*Prompt:*
Exactly repeat the material, dropping only the pictures.

== Dataset content ==

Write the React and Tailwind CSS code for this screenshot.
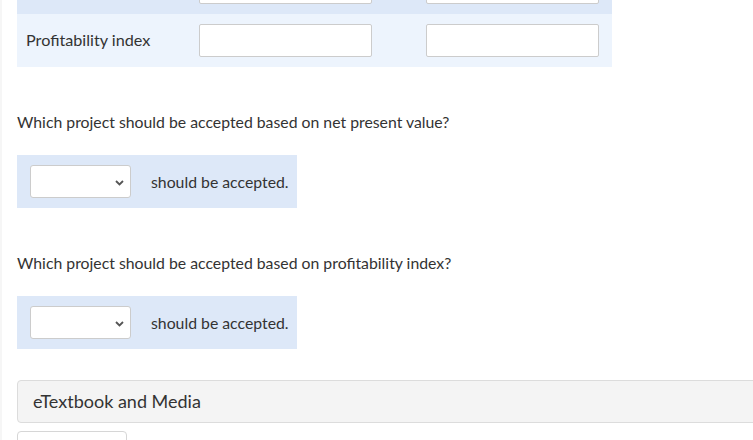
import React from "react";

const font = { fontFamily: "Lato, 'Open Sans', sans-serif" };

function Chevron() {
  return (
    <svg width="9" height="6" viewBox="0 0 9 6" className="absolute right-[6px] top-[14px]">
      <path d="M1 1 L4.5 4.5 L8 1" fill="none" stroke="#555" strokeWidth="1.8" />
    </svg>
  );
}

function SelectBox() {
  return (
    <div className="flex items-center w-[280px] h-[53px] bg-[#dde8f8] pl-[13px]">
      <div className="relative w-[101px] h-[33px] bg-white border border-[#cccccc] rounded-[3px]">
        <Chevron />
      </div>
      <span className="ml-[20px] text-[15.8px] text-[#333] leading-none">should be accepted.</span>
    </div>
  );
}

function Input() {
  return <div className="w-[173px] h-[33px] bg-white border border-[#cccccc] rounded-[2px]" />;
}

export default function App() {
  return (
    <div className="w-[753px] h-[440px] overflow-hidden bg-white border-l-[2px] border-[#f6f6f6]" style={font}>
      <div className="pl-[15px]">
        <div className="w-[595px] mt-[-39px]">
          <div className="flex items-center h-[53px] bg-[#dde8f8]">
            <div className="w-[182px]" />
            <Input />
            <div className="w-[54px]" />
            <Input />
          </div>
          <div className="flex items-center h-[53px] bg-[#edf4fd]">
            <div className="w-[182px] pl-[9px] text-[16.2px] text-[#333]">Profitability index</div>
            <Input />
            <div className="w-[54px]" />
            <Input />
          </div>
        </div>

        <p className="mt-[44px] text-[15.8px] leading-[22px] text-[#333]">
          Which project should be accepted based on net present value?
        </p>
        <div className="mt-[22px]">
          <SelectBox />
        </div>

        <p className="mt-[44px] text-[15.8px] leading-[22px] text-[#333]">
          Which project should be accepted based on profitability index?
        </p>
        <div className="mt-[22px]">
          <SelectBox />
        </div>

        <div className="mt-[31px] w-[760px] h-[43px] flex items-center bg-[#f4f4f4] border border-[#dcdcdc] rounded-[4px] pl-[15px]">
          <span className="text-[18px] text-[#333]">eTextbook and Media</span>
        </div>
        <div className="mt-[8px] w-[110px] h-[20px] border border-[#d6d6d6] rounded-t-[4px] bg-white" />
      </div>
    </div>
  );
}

===

*Result of the exercise:*
Write the React and Tailwind CSS code for this screenshot.
import React from "react";

const font = { fontFamily: "Lato, 'Open Sans', sans-serif" };

function Chevron() {
  return (
    <svg width="9" height="6" viewBox="0 0 9 6" className="absolute right-[6px] top-[14px]">
      <path d="M1 1 L4.5 4.5 L8 1" fill="none" stroke="#555" strokeWidth="1.8" />
    </svg>
  );
}

function SelectBox() {
  return (
    <div className="flex items-center w-[280px] h-[53px] bg-[#dde8f8] pl-[13px]">
      <div className="relative w-[101px] h-[33px] bg-white border border-[#cccccc] rounded-[3px]">
        <Chevron />
      </div>
      <span className="ml-[20px] text-[15.8px] text-[#333] leading-none">should be accepted.</span>
    </div>
  );
}

function Input() {
  return <div className="w-[173px] h-[33px] bg-white border border-[#cccccc] rounded-[2px]" />;
}

export default function App() {
  return (
    <div className="w-[753px] h-[440px] overflow-hidden bg-white border-l-[2px] border-[#f6f6f6]" style={font}>
      <div className="pl-[15px]">
        <div className="w-[595px] mt-[-39px]">
          <div className="flex items-center h-[53px] bg-[#dde8f8]">
            <div className="w-[182px]" />
            <Input />
            <div className="w-[54px]" />
            <Input />
          </div>
          <div className="flex items-center h-[53px] bg-[#edf4fd]">
            <div className="w-[182px] pl-[9px] text-[16.2px] text-[#333]">Profitability index</div>
            <Input />
            <div className="w-[54px]" />
            <Input />
          </div>
        </div>

        <p className="mt-[44px] text-[15.8px] leading-[22px] text-[#333]">
          Which project should be accepted based on net present value?
        </p>
        <div className="mt-[22px]">
          <SelectBox />
        </div>

        <p className="mt-[44px] text-[15.8px] leading-[22px] text-[#333]">
          Which project should be accepted based on profitability index?
        </p>
        <div className="mt-[22px]">
          <SelectBox />
        </div>

        <div className="mt-[31px] w-[760px] h-[43px] flex items-center bg-[#f4f4f4] border border-[#dcdcdc] rounded-[4px] pl-[15px]">
          <span className="text-[18px] text-[#333]">eTextbook and Media</span>
        </div>
        <div className="mt-[8px] w-[110px] h-[20px] border border-[#d6d6d6] rounded-t-[4px] bg-white" />
      </div>
    </div>
  );
}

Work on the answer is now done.